Not to be lost amid the inevitable partisan noise to come over fiscal and foreign policy is a bill to try to stop people with serious mental illness from buying guns. The effort deserves attention.

Cornyn’s gun proposal deserves consideration photo

With the support of the National Rifle Association, U.S. Sen. John Cornyn of Texas has introduced legislation to reward states that send more information about residents with serious mental problems to the federal background check system for firearms purchasers. (JAY JANNER / 2014 AMERICAN-STATESMAN)

Texas Sen. John Cornyn introduced legislation last month that would spur states to send more information about people adjudicated with serious mental illnesses to the federal system that runs background checks on gun buyers.
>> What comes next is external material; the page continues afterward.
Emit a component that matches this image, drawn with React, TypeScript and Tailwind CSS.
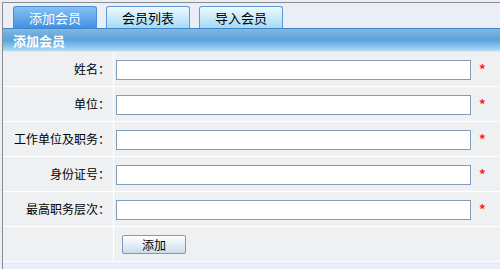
import React from 'react';

const FIELDS = ['姓名', '单位', '工作单位及职务', '身份证号', '最高职务层次'];

const TABS = [
  { label: '添加会员', active: true },
  { label: '会员列表', active: false },
  { label: '导入会员', active: false },
];

export default function App() {
  return (
    <div className="w-[500px] h-[269px] overflow-hidden bg-[#eaeef6] pt-[2px] pl-[2px] font-['Noto_Sans_CJK_SC',sans-serif] text-black">
      <div className="h-[267px] border-t border-l border-[#8c8c8c]">
        {/* tabs */}
        <div className="flex items-end gap-[9px] pl-[10px] h-[26px] border-b border-[#3a86cf]">
          {TABS.map((tab) => (
            <div
              key={tab.label}
              className={`w-[84px] h-[22px] rounded-t-[3px] border border-b-0 flex items-center justify-center text-[13px] leading-none ${
                tab.active
                  ? 'border-[#4a8fd6] bg-gradient-to-b from-[#86c1f2] to-[#3f91e2] text-white'
                  : 'border-[#5c9ad8] bg-gradient-to-b from-[#f0f9fe] to-[#a4daf5] text-black'
              }`}
            >
              {tab.label}
            </div>
          ))}
        </div>

        {/* section header */}
        <div className="h-[23px] border-b border-[#d4ebfa] bg-[linear-gradient(to_bottom,#84b9de_0%,#68aadb_30%,#5aa4de_50%,#8cc4ec_80%,#b6dcf5_100%)] flex items-center pl-[10px] text-[13px] font-bold text-white leading-none">
          添加会员
        </div>

        {/* form rows */}
        {FIELDS.map((f) => (
          <div key={f} className="flex h-[35px] border-b border-white bg-[#eff0f2]">
            <div className="w-[111px] border-r border-white flex items-center justify-end pr-[3px] text-[12px]">
              {f}：
            </div>
            <div className="flex items-center pl-[2px] pt-[2px]">
              <input className="w-[355px] h-[20px] border border-[#7f9db9] bg-white outline-none" />
              <span className="ml-[8px] -mt-[4px] text-[13px] font-bold text-[#ff1a1a] leading-none">*</span>
            </div>
          </div>
        ))}

        <div className="flex h-[35px] border-b border-white bg-[#eff0f2]">
          <div className="w-[111px] border-r border-white" />
          <div className="flex items-center pl-[8px] pt-[1px]">
            <button className="w-[64px] h-[19px] rounded-[2px] border border-[#7b98bf] bg-gradient-to-b from-[#ffffff] to-[#c9dcec] text-[12px] leading-none flex items-center justify-center">
              添加
            </button>
          </div>
        </div>

        <div className="h-full bg-[#e8eef8]" />
      </div>
    </div>
  );
}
Cornyn’s proposal does not expand background checks to include online and gun show sales — though such an expansion is desperately needed — but it does represent a Republican attempt to strengthen background checks and limit gun purchases, however narrowly and applicable to however few.

Further, and most significantly, Cornyn’s bill, known as the Mental Health and Safe Communities Act of 2015, has the blessing of the National Rifle Association. Yes, the NRA has endorsed the bill, as have the National Alliance on Mental Illness, which advocates for mentally ill people, and groups representing police organizations, correctional workers and social workers.

From 1998 through Aug. 31, background checks stopped 19,378 people who had been determined by a court or other legal authority to be mentally ill, or who had been ordered into involuntary psychiatric treatment, from buying guns. Cornyn’s bill uses federal law enforcement grants as an incentive for states to send more of their records on people with mental illness to the federal background check database run by the FBI. States that meet the bill’s requirements would receive more federal grant dollars in return. States that fail to comply would receive fewer dollars.

The bill has been sent to the Senate Judiciary Committee for consideration. A hearing has not yet been scheduled.

Any attempt to restrict guns, however tepid, faces uncertain prospects in Congress — even one with the authority of the Senate’s No. 2 Republican and the backing of the NRA behind it. Most Republicans in the House might greet Cornyn’s legislation the same as the National Association of Gun Rights greeted it, as an imminent betrayal by Congress’ Republican leaders and “the establishment gun lobby.”

Meanwhile, groups that favor broader gun control legislation said Cornyn’s proposal would make it easier — not harder — for some people with mental illness to buy guns because it would allow some people discharged from involuntary psychiatric treatment to buy a gun without first needing court approval. Some of their opposition perhaps is rooted in an understandable skepticism that should greet any gun control legislation backed by the NRA and proposed by a lawmaker with an A-plus rating from the NRA for his support for gun rights — and it serves as a reminder that the devil in Cornyn’s proposal almost certainly is its details. Thus the importance of a Senate hearing.

Critics also say Cornyn’s bill would make it easier for veterans with severe mental illness to buy a gun because contrary to current practice, Cornyn’s bill would require Veterans Affairs to obtain a court order before it could send the names of veterans it considers to be “mentally incompetent” to the FBI’s database. Not to be lost in the debate on this issue: The suicide rate among veterans is 50 percent higher than the rate among civilians. Access to firearms not only greatly increases the risk of suicide but also practically assures that any suicide attempt will succeed.

When Cornyn announced his proposal Aug. 5, news reports focused on the NRA’s noteworthy endorsement. Somewhat lost in the coverage, however, were the bill’s provisions that would fund better training for law enforcement officers, correctional officers and others so they could deal more constructively with people who are mentally ill — and that would strengthen programs designed to steer nonviolent offenders with mental illness away from jail and into treatment programs.

Too often, jails are used as default treatment facilities. Any legislation that attempts to stop the shuffling in and out of jail of the mentally ill is welcome.

Upon introducing his bill, Cornyn said his legislation tries to reach a middle ground on the “politicized” issue of gun control. Not quite. But if Congress is willing, it could be a nudge toward the middle Cornyn says he seeks.